§ THE DATA
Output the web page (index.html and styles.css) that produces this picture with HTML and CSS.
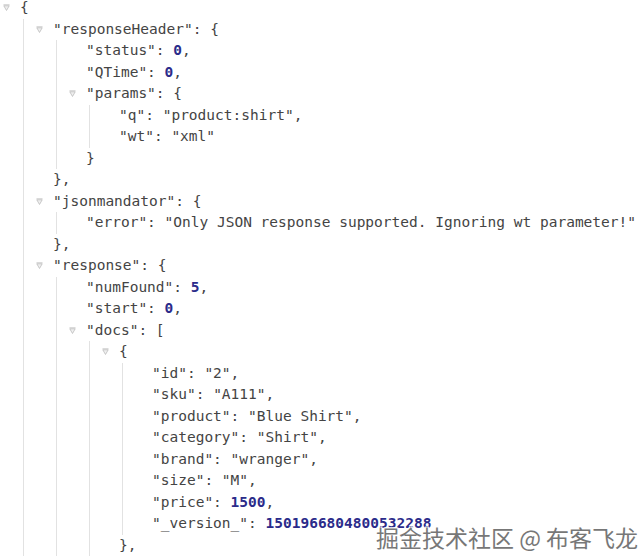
FILE: index.html
```html
<!DOCTYPE html>
<html>
<head>
<meta charset="utf-8">
<link rel="stylesheet" href="styles.css">
</head>
<body>
<div class="viewer">
  <div class="node">
    <div class="line"><span class="tog"></span>{</div>
    <div class="kids">
      <div class="node">
        <div class="line"><span class="tog"></span><span class="k">"responseHeader"</span>: {</div>
        <div class="kids">
          <div class="line"><span class="k">"status"</span>: <span class="n">0</span>,</div>
          <div class="line"><span class="k">"QTime"</span>: <span class="n">0</span>,</div>
          <div class="node">
            <div class="line"><span class="tog"></span><span class="k">"params"</span>: {</div>
            <div class="kids">
              <div class="line"><span class="k">"q"</span>: <span class="s">"product:shirt"</span>,</div>
              <div class="line"><span class="k">"wt"</span>: <span class="s">"xml"</span></div>
            </div>
            <div class="line">}</div>
          </div>
        </div>
        <div class="line">},</div>
      </div>
      <div class="node">
        <div class="line"><span class="tog"></span><span class="k">"jsonmandator"</span>: {</div>
        <div class="kids">
          <div class="line"><span class="k">"error"</span>: <span class="s">"Only JSON response supported. Ignoring wt parameter!"</span></div>
        </div>
        <div class="line">},</div>
      </div>
      <div class="node">
        <div class="line"><span class="tog"></span><span class="k">"response"</span>: {</div>
        <div class="kids">
          <div class="line"><span class="k">"numFound"</span>: <span class="n">5</span>,</div>
          <div class="line"><span class="k">"start"</span>: <span class="n">0</span>,</div>
          <div class="node">
            <div class="line"><span class="tog"></span><span class="k">"docs"</span>: [</div>
            <div class="kids">
              <div class="node">
                <div class="line"><span class="tog"></span>{</div>
                <div class="kids">
                  <div class="line"><span class="k">"id"</span>: <span class="s">"2"</span>,</div>
                  <div class="line"><span class="k">"sku"</span>: <span class="s">"A111"</span>,</div>
                  <div class="line"><span class="k">"product"</span>: <span class="s">"Blue Shirt"</span>,</div>
                  <div class="line"><span class="k">"category"</span>: <span class="s">"Shirt"</span>,</div>
                  <div class="line"><span class="k">"brand"</span>: <span class="s">"wranger"</span>,</div>
                  <div class="line"><span class="k">"size"</span>: <span class="s">"M"</span>,</div>
                  <div class="line"><span class="k">"price"</span>: <span class="n">1500</span>,</div>
                  <div class="line"><span class="k">"_version_"</span>: <span class="n">1501966804800532288</span></div>
                </div>
                <div class="line">},</div>
              </div>
            </div>
          </div>
        </div>
      </div>
    </div>
  </div>
</div>
<div class="watermark">掘金技术社区 @ 布客飞龙</div>
</body>
</html>
```
FILE: styles.css
```css
html, body {
  margin: 0;
  padding: 0;
  background: #fff;
  overflow: hidden;
  width: 640px;
  height: 560px;
}
.viewer {
  margin-top: -3px;
  padding-left: 20px;
  font-family: "DejaVu Sans Mono", "Liberation Mono", monospace;
  font-size: 14.5px;
  color: #444;
  white-space: nowrap;
}
.line {
  position: relative;
  height: 21.5px;
  line-height: 21.5px;
}
.kids {
  margin-left: 3px;
  padding-left: 29px;
  border-left: 1px solid #e2e2e2;
}
.tog {
  position: absolute;
  left: -17px;
  top: 7px;
  width: 7px;
  height: 7px;
  background: no-repeat center / 7px 7px url("data:image/svg+xml,%3Csvg xmlns='http://www.w3.org/2000/svg' viewBox='0 0 7 7'%3E%3Cpath d='M0.5 0.8 H6.5 M0.8 1.8 H6.2 L3.5 6.5 Z' fill='%23efefef' stroke='%23bdbdbd' stroke-width='0.8'/%3E%3C/svg%3E");
}
.n {
  color: #2b2b8a;
  font-weight: bold;
}
.watermark {
  position: absolute;
  left: 376px;
  top: 520px;
  font-family: "Noto Sans CJK SC", sans-serif;
  font-size: 23px;
  color: #777;
  text-shadow: 1px 1px 0 #fff, -1px -1px 0 #fff, 1px -1px 0 #fff, -1px 1px 0 #fff;
  white-space: nowrap;
}
```
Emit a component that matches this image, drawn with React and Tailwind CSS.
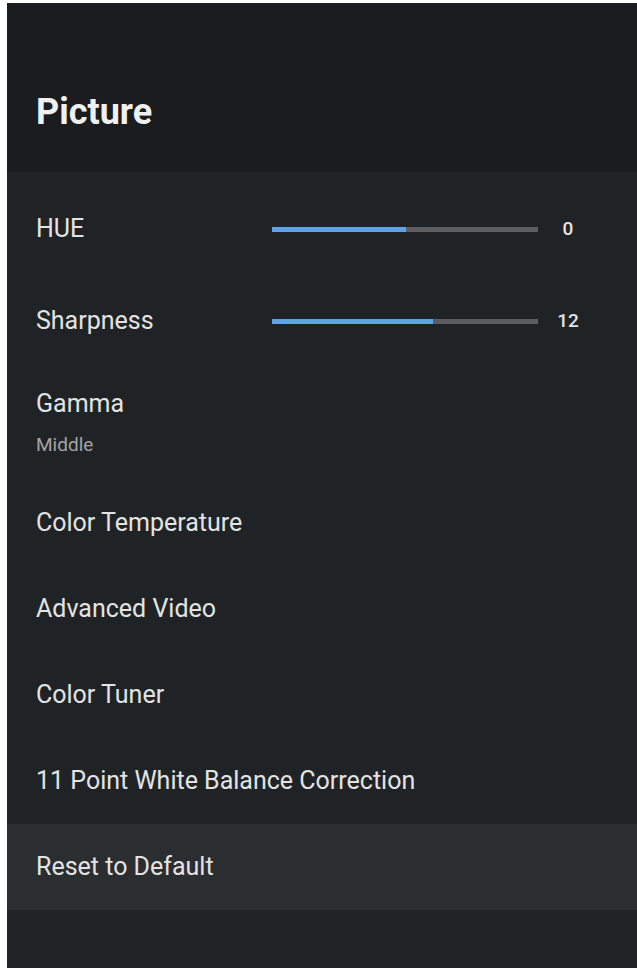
const ROWS = [
  { label: "Color Temperature" },
  { label: "Advanced Video" },
  { label: "Color Tuner" },
  { label: "11 Point White Balance Correction" },
];

function SliderRow({ label, value, pct }) {
  return (
    <div className="flex h-[92px] items-center pl-[29px]">
      <span className="w-[236px] text-[25px] text-[#e3e3e3]">{label}</span>
      <div className="relative h-[5px] w-[266px] bg-[#5b5d5f]">
        <div className="absolute inset-y-0 left-0 bg-[#5ea3ea]" style={{ width: `${pct}%` }} />
      </div>
      <span className="ml-[15px] w-[30px] text-center text-[19px] font-medium text-[#e3e3e3]">{value}</span>
    </div>
  );
}

export default function App() {
  return (
    <div className="h-[968px] w-[637px] bg-white pl-[7px] pt-[3px]" style={{ fontFamily: "Roboto, 'Noto Sans', sans-serif" }}>
      <div className="flex h-full flex-col bg-[#202326]">
        {/* header */}
        <div className="flex h-[169px] items-center bg-[#1a1c1f] pl-[29px] pt-[48px]">
          <h1 className="text-[36px] font-bold text-[#f0f0f0]">Picture</h1>
        </div>

        {/* list */}
        <div className="flex flex-col pt-[11px]">
          <SliderRow label="HUE" value="0" pct={50.5} />
          <SliderRow label="Sharpness" value="12" pct={60.5} />

          <div className="flex h-[113px] flex-col justify-center pb-[2px] pl-[29px]">
            <span className="text-[25px] leading-[30px] text-[#e3e3e3]">Gamma</span>
            <span className="mt-[15px] text-[19px] leading-[22px] text-[#a3a3a3]">Middle</span>
          </div>

          {ROWS.map((r) => (
            <div key={r.label} className="flex h-[86px] items-center pl-[29px]">
              <span className="text-[25px] text-[#e3e3e3]">{r.label}</span>
            </div>
          ))}

          <div className="flex h-[86px] items-center bg-[#2b2e31] pl-[29px]">
            <span className="text-[25px] text-[#e3e3e3]">Reset to Default</span>
          </div>
        </div>
      </div>
    </div>
  );
}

§ WHAT THE TASK REQUIRES
Write out the listing word for word, omitting the pictures it holds.

§ THE SOLUTION
Output the web page (index.html and styles.css) that produces this picture with HTML and CSS.
FILE: index.html
```html
<!DOCTYPE html>
<html>
<head>
<meta charset="utf-8">
<link rel="stylesheet" href="styles.css">
</head>
<body>
<div class="viewer">
  <div class="node">
    <div class="line"><span class="tog"></span>{</div>
    <div class="kids">
      <div class="node">
        <div class="line"><span class="tog"></span><span class="k">"responseHeader"</span>: {</div>
        <div class="kids">
          <div class="line"><span class="k">"status"</span>: <span class="n">0</span>,</div>
          <div class="line"><span class="k">"QTime"</span>: <span class="n">0</span>,</div>
          <div class="node">
            <div class="line"><span class="tog"></span><span class="k">"params"</span>: {</div>
            <div class="kids">
              <div class="line"><span class="k">"q"</span>: <span class="s">"product:shirt"</span>,</div>
              <div class="line"><span class="k">"wt"</span>: <span class="s">"xml"</span></div>
            </div>
            <div class="line">}</div>
          </div>
        </div>
        <div class="line">},</div>
      </div>
      <div class="node">
        <div class="line"><span class="tog"></span><span class="k">"jsonmandator"</span>: {</div>
        <div class="kids">
          <div class="line"><span class="k">"error"</span>: <span class="s">"Only JSON response supported. Ignoring wt parameter!"</span></div>
        </div>
        <div class="line">},</div>
      </div>
      <div class="node">
        <div class="line"><span class="tog"></span><span class="k">"response"</span>: {</div>
        <div class="kids">
          <div class="line"><span class="k">"numFound"</span>: <span class="n">5</span>,</div>
          <div class="line"><span class="k">"start"</span>: <span class="n">0</span>,</div>
          <div class="node">
            <div class="line"><span class="tog"></span><span class="k">"docs"</span>: [</div>
            <div class="kids">
              <div class="node">
                <div class="line"><span class="tog"></span>{</div>
                <div class="kids">
                  <div class="line"><span class="k">"id"</span>: <span class="s">"2"</span>,</div>
                  <div class="line"><span class="k">"sku"</span>: <span class="s">"A111"</span>,</div>
                  <div class="line"><span class="k">"product"</span>: <span class="s">"Blue Shirt"</span>,</div>
                  <div class="line"><span class="k">"category"</span>: <span class="s">"Shirt"</span>,</div>
                  <div class="line"><span class="k">"brand"</span>: <span class="s">"wranger"</span>,</div>
                  <div class="line"><span class="k">"size"</span>: <span class="s">"M"</span>,</div>
                  <div class="line"><span class="k">"price"</span>: <span class="n">1500</span>,</div>
                  <div class="line"><span class="k">"_version_"</span>: <span class="n">1501966804800532288</span></div>
                </div>
                <div class="line">},</div>
              </div>
            </div>
          </div>
        </div>
      </div>
    </div>
  </div>
</div>
<div class="watermark">掘金技术社区 @ 布客飞龙</div>
</body>
</html>
```
FILE: styles.css
```css
html, body {
  margin: 0;
  padding: 0;
  background: #fff;
  overflow: hidden;
  width: 640px;
  height: 560px;
}
.viewer {
  margin-top: -3px;
  padding-left: 20px;
  font-family: "DejaVu Sans Mono", "Liberation Mono", monospace;
  font-size: 14.5px;
  color: #444;
  white-space: nowrap;
}
.line {
  position: relative;
  height: 21.5px;
  line-height: 21.5px;
}
.kids {
  margin-left: 3px;
  padding-left: 29px;
  border-left: 1px solid #e2e2e2;
}
.tog {
  position: absolute;
  left: -17px;
  top: 7px;
  width: 7px;
  height: 7px;
  background: no-repeat center / 7px 7px url("data:image/svg+xml,%3Csvg xmlns='http://www.w3.org/2000/svg' viewBox='0 0 7 7'%3E%3Cpath d='M0.5 0.8 H6.5 M0.8 1.8 H6.2 L3.5 6.5 Z' fill='%23efefef' stroke='%23bdbdbd' stroke-width='0.8'/%3E%3C/svg%3E");
}
.n {
  color: #2b2b8a;
  font-weight: bold;
}
.watermark {
  position: absolute;
  left: 376px;
  top: 520px;
  font-family: "Noto Sans CJK SC", sans-serif;
  font-size: 23px;
  color: #777;
  text-shadow: 1px 1px 0 #fff, -1px -1px 0 #fff, 1px -1px 0 #fff, -1px 1px 0 #fff;
  white-space: nowrap;
}
```
Emit a component that matches this image, drawn with React and Tailwind CSS.
const ROWS = [
  { label: "Color Temperature" },
  { label: "Advanced Video" },
  { label: "Color Tuner" },
  { label: "11 Point White Balance Correction" },
];

function SliderRow({ label, value, pct }) {
  return (
    <div className="flex h-[92px] items-center pl-[29px]">
      <span className="w-[236px] text-[25px] text-[#e3e3e3]">{label}</span>
      <div className="relative h-[5px] w-[266px] bg-[#5b5d5f]">
        <div className="absolute inset-y-0 left-0 bg-[#5ea3ea]" style={{ width: `${pct}%` }} />
      </div>
      <span className="ml-[15px] w-[30px] text-center text-[19px] font-medium text-[#e3e3e3]">{value}</span>
    </div>
  );
}

export default function App() {
  return (
    <div className="h-[968px] w-[637px] bg-white pl-[7px] pt-[3px]" style={{ fontFamily: "Roboto, 'Noto Sans', sans-serif" }}>
      <div className="flex h-full flex-col bg-[#202326]">
        {/* header */}
        <div className="flex h-[169px] items-center bg-[#1a1c1f] pl-[29px] pt-[48px]">
          <h1 className="text-[36px] font-bold text-[#f0f0f0]">Picture</h1>
        </div>

        {/* list */}
        <div className="flex flex-col pt-[11px]">
          <SliderRow label="HUE" value="0" pct={50.5} />
          <SliderRow label="Sharpness" value="12" pct={60.5} />

          <div className="flex h-[113px] flex-col justify-center pb-[2px] pl-[29px]">
            <span className="text-[25px] leading-[30px] text-[#e3e3e3]">Gamma</span>
            <span className="mt-[15px] text-[19px] leading-[22px] text-[#a3a3a3]">Middle</span>
          </div>

          {ROWS.map((r) => (
            <div key={r.label} className="flex h-[86px] items-center pl-[29px]">
              <span className="text-[25px] text-[#e3e3e3]">{r.label}</span>
            </div>
          ))}

          <div className="flex h-[86px] items-center bg-[#2b2e31] pl-[29px]">
            <span className="text-[25px] text-[#e3e3e3]">Reset to Default</span>
          </div>
        </div>
      </div>
    </div>
  );
}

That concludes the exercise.